Well, given that 461 Dean (aka B2) has black and silver panels, as well, I'm not sure that's fully thought-out (or, maybe, fully explained). Let's put it this way: nobody thinks 461 Dean blends in.

Even SHoP architects, in its designs for three towers on the arena block, is not aiming at blending in.


  1. ShOP practices in a world of self-proclaimed "cutting edge" design that is "challenging" and "confrontational."

    ShOP partner Gregg Pasquarelli talked about this in New York magazine a few years ago, along with critic Justin Davidson and architects Robert A.M. Stern and Bernard Tschumi, Pasquarelli's former Dean at Columbia:

    Davidson: One example, Bernard, might be your Blue condo, a glass tower in varied shades of, yes, blue that looms over the brick tenements of the Lower East Side. Does violating New York traditions make a building less New Yorky?

    Tschumi: No. New York can take it.

    Davidson: Has any building gone beyond what New York can tolerate?

    Dubbeldam: I wish!

    Robert A.M. Stern: Well, the buildings that entertain Bernard’s friends, who jet in from wherever, don’t really make any contribution except as big art objects. The city can take them, but what are they telling us? They don’t offer any new insights about how people live, or about the relationship to the street or to the sky. Just a new curtain wall, and a strange one at that. To be a good citizen is to work with the city and not against it.

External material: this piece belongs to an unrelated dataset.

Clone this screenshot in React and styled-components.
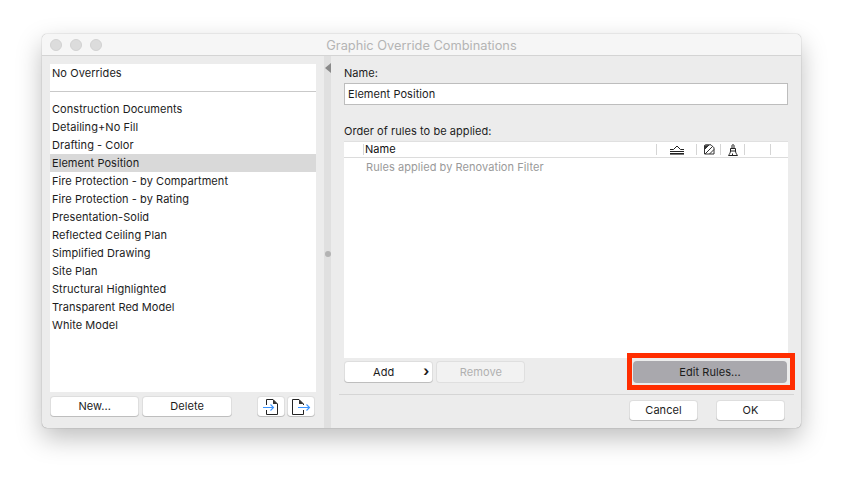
import React from "react";
import styled, { createGlobalStyle } from "styled-components";

const overrides = [
  "Construction Documents",
  "Detailing+No Fill",
  "Drafting - Color",
  "Element Position",
  "Fire Protection - by Compartment",
  "Fire Protection - by Rating",
  "Presentation-Solid",
  "Reflected Ceiling Plan",
  "Simplified Drawing",
  "Site Plan",
  "Structural Highlighted",
  "Transparent Red Model",
  "White Model",
];

function ImportIcon() {
  return (
    <svg width="18" height="18" viewBox="0 0 18 18" fill="none">
      <path d="M4.500 7V1.500H11L15.500 6V16.500H4.500V12" stroke="#222" strokeWidth="1" />
      <path d="M11 1.500L15.500 6H11Z" fill="#333" />
      <path d="M1 9.500H11.500M8.500 6.500L11.500 9.500L8.500 12.500" stroke="#3d95ff" strokeWidth="1.100" />
    </svg>
  );
}

function ExportIcon() {
  return (
    <svg width="20" height="18" viewBox="0 0 20 18" fill="none">
      <path d="M12.500 7V6L8 1.500H1.500V16.500H12.500V12" stroke="#222" strokeWidth="1" />
      <path d="M8 1.500L12.500 6H8Z" fill="#333" />
      <path d="M7 9.500H18.500M15.500 6.500L18.500 9.500L15.500 12.500" stroke="#3d95ff" strokeWidth="1.100" />
    </svg>
  );
}

function LayerIcon() {
  return (
    <svg width="14" height="10" viewBox="0 0 14 10" fill="none">
      <path d="M0 4.500H3.500L7 1L10.500 4.500H14" stroke="#222" strokeWidth="1" />
      <path d="M0 6.500H14" stroke="#222" strokeWidth="1" />
      <path d="M0 8.800H14" stroke="#222" strokeWidth="1.600" />
    </svg>
  );
}

function HatchIcon() {
  return (
    <svg width="12" height="11" viewBox="0 0 12 11" fill="none">
      <path d="M1.500 10V2C1.500 1.200 2 .8 2.800 .8H8L11 3.800V10Z" stroke="#333" strokeWidth="1" />
      <path d="M1.500 5.500L6 1M2 10L9.500 2.500M6.500 10L11 5.500" stroke="#333" strokeWidth="1" />
      <path d="M1.500 1.500L6 1L1.500 5.500Z" fill="#333" />
    </svg>
  );
}

function BrushIcon() {
  return (
    <svg width="10" height="12" viewBox="0 0 10 12" fill="none">
      <path d="M4 4.500V1.500C4 .4 6 .4 6 1.500V4.500" stroke="#222" strokeWidth="1" />
      <path d="M2.500 4.500H7.500V7H2.500Z" stroke="#222" strokeWidth="1" />
      <path d="M2.500 7C2.500 8.500 1.500 10 .5 11.500H9.500C8.500 10 7.500 8.500 7.500 7" stroke="#222" strokeWidth="1" />
      <path d="M4.500 9.500V11.500" stroke="#222" strokeWidth="1" />
    </svg>
  );
}

function App() {
  return (
    <Page>
      <GlobalStyle />
      <Window>
        <TitleBar>
          <Lights>
            <Light />
            <Light />
            <Light />
          </Lights>
          <Title>Graphic Override Combinations</Title>
        </TitleBar>
        <Body>
          <LeftPane>
            <List>
              <DefaultRow>No Overrides</DefaultRow>
              <Rows>
                {overrides.map((name) => (
                  <Row key={name} $selected={name === "Element Position"}>
                    {name}
                  </Row>
                ))}
              </Rows>
            </List>
            <ListButtons>
              <ListButton>New...</ListButton>
              <ListButton>Delete</ListButton>
              <IconButtons>
                <IconButton>
                  <ImportIcon />
                </IconButton>
                <IconButton>
                  <ExportIcon />
                </IconButton>
              </IconButtons>
            </ListButtons>
          </LeftPane>
          <Splitter>
            <CollapseArrow />
            <Grip />
          </Splitter>
          <RightPane>
            <Fields>
              <Label>Name:</Label>
              <NameInput>Element Position</NameInput>
              <OrderLabel>Order of rules to be applied:</OrderLabel>
              <RulesTable>
                <TableHead>
                  <NameColumn>Name</NameColumn>
                  <IconColumn $width={40}>
                    <LayerIcon />
                  </IconColumn>
                  <IconColumn $width={24}>
                    <HatchIcon />
                  </IconColumn>
                  <IconColumn $width={24}>
                    <BrushIcon />
                  </IconColumn>
                  <IconColumn $width={26} />
                  <IconColumn $width={18} />
                </TableHead>
                <TableNote>Rules applied by Renovation Filter</TableNote>
              </RulesTable>
              <RuleButtons>
                <AddButton>
                  Add
                  <Chevron>›</Chevron>
                </AddButton>
                <RemoveButton>Remove</RemoveButton>
                <EditRulesButton>Edit Rules...</EditRulesButton>
              </RuleButtons>
            </Fields>
            <DialogButtons>
              <DialogButton>Cancel</DialogButton>
              <DialogButton>OK</DialogButton>
            </DialogButtons>
          </RightPane>
        </Body>
      </Window>
    </Page>
  );
}

export default App;

const GlobalStyle = createGlobalStyle`
  html, body {
    margin: 0;
    background: #ffffff;
  }
  * {
    box-sizing: border-box;
  }
`;

const Page = styled.div`
  width: 843px;
  height: 478px;
  padding: 34px 0 0 42px;
  overflow: hidden;
  font-family: "Inter", "Liberation Sans", sans-serif;
  font-size: 11px;
  letter-spacing: 0.06px;
  color: #1c1c1c;
`;

const Window = styled.div`
  width: 759px;
  height: 394px;
  display: flex;
  flex-direction: column;
  background: #ececec;
  border-radius: 5px;
  box-shadow: 0 0 1px rgba(0, 0, 0, 0.5), 0 10px 26px rgba(0, 0, 0, 0.26);
`;

const TitleBar = styled.div`
  height: 22px;
  display: flex;
  align-items: center;
  position: relative;
  flex-shrink: 0;
  padding-left: 8px;
  background: #f6f6f6;
  border-bottom: 1px solid #d4d4d4;
  border-radius: 5px 5px 0 0;
`;

const Lights = styled.div`
  display: flex;
  gap: 8px;
`;

const Light = styled.span`
  width: 12px;
  height: 12px;
  border-radius: 50%;
  background: #dcdcdc;
  border: 1px solid #d2d2d2;
`;

const Title = styled.div`
  position: absolute;
  left: 0;
  right: 0;
  top: 4px;
  text-align: center;
  font-size: 12.8px;
  line-height: 16px;
  letter-spacing: 0;
  color: #b4b4b4;
`;

const Body = styled.div`
  flex: 1;
  display: flex;
  min-height: 0;
`;

const LeftPane = styled.div`
  width: 282px;
  display: flex;
  flex-direction: column;
  padding: 8px 8px 0;
`;

const List = styled.div`
  height: 328px;
  background: #ffffff;
`;

const DefaultRow = styled.div`
  height: 28px;
  padding: 3px 2px 0;
  line-height: 12px;
  border-bottom: 1px solid #c9c9c9;
`;

const Rows = styled.div`
  padding-top: 8px;
`;

const Row = styled.div`
  height: 18px;
  line-height: 18px;
  padding-left: 2px;
  background: ${(p) => (p.$selected ? "#d9d9d9" : "transparent")};
`;

const ListButtons = styled.div`
  display: flex;
  gap: 3px;
  margin-top: 4px;
`;

const PushButton = styled.div`
  height: 21px;
  display: flex;
  align-items: center;
  justify-content: center;
  padding-bottom: 1px;
  background: #ffffff;
  border-radius: 4px;
  box-shadow: inset 0 0 0 1px rgba(0, 0, 0, 0.13), inset 0 -1px 0 rgba(0, 0, 0, 0.14);
`;

const ListButton = styled(PushButton)`
  width: 89.4px;
`;

const IconButtons = styled.div`
  display: flex;
  gap: 2px;
  margin-left: 22px;
`;

const IconButton = styled(PushButton)`
  width: 28px;
  padding: 1px 0 0;
`;

const Splitter = styled.div`
  width: 7px;
  display: flex;
  flex-direction: column;
  align-items: flex-end;
  padding-top: 7px;
  background: #e0e0e0;
`;

const CollapseArrow = styled.div`
  border-top: 5px solid transparent;
  border-bottom: 5px solid transparent;
  border-right: 6px solid #8a8a8a;
`;

const Grip = styled.div`
  width: 6px;
  height: 6px;
  margin: 178px 0 0;
  border-radius: 50%;
  background: #b3b3b3;
`;

const RightPane = styled.div`
  flex: 1;
  display: flex;
  flex-direction: column;
  padding: 0 7px 0 8px;
`;

const Fields = styled.div`
  display: flex;
  flex-direction: column;
  padding: 10px 6px 0 5px;
`;

const Label = styled.div`
  height: 17px;
  line-height: 14px;
`;

const NameInput = styled.div`
  height: 22px;
  line-height: 20px;
  padding-left: 3px;
  background: #ffffff;
  border: 1px solid #bdbdbd;
`;

const OrderLabel = styled(Label)`
  margin-top: 19px;
`;

const RulesTable = styled.div`
  height: 217px;
  background: #ffffff;
`;

const TableHead = styled.div`
  height: 17px;
  display: flex;
  align-items: center;
  border-top: 1px solid #e0e0e0;
  border-bottom: 1px solid #dcdcdc;
`;

const NameColumn = styled.div`
  flex: 1;
  height: 11px;
  line-height: 11px;
  margin-left: 19px;
  padding-left: 1px;
  color: #111111;
  border-left: 1px solid #d5d5d5;
`;

const IconColumn = styled.div`
  width: ${(p) => p.$width}px;
  height: 11px;
  display: flex;
  align-items: center;
  justify-content: center;
  border-left: 1px solid #d5d5d5;
`;

const TableNote = styled.div`
  padding: 2px 0 0 22px;
  line-height: 14px;
  color: #9a9a9a;
`;

const RuleButtons = styled.div`
  display: flex;
  gap: 3px;
  margin-top: 3px;
`;

const AddButton = styled(PushButton)`
  width: 89.4px;
  height: 22px;
  position: relative;
  padding-right: 10px;
`;

const Chevron = styled.span`
  position: absolute;
  right: 4px;
  top: 2px;
  font-size: 14px;
  line-height: 16px;
  font-weight: 700;
`;

const RemoveButton = styled(PushButton)`
  width: 89px;
  height: 22px;
  color: #b0b0b0;
  background: #f2f2f2;
  box-shadow: inset 0 0 0 1px rgba(0, 0, 0, 0.08);
`;

const EditRulesButton = styled(PushButton)`
  width: 154px;
  height: 22px;
  margin-left: auto;
  margin-right: 1px;
  position: relative;
  background: #a9a8ad;
  box-shadow: none;

  &::after {
    content: "";
    position: absolute;
    top: -8px;
    right: -8px;
    bottom: -7px;
    left: -6px;
    border: 5px solid #ff2d00;
  }
`;

const DialogButtons = styled.div`
  display: flex;
  justify-content: flex-end;
  gap: 18px;
  margin-top: 11px;
  padding: 5px 9px 0 0;
  border-top: 1px solid #d5d5d5;
`;

const DialogButton = styled(PushButton)`
  width: 69px;
`;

    Gregg Pasquarelli: I disagree. Like other kinds of art, great buildings contradict everything else. They make us think. They start conversations, so people talk about what it means to fit in, what it means to have courage. It’s okay for some buildings not to work.

    Tschumi: Maybe that’s what a city is: confrontation and complication. In New York, the name of the game is to have one’s own envelope. When you arrive from the airport and you look at the skyline, you see this incredible variety—a symphony of envelopes.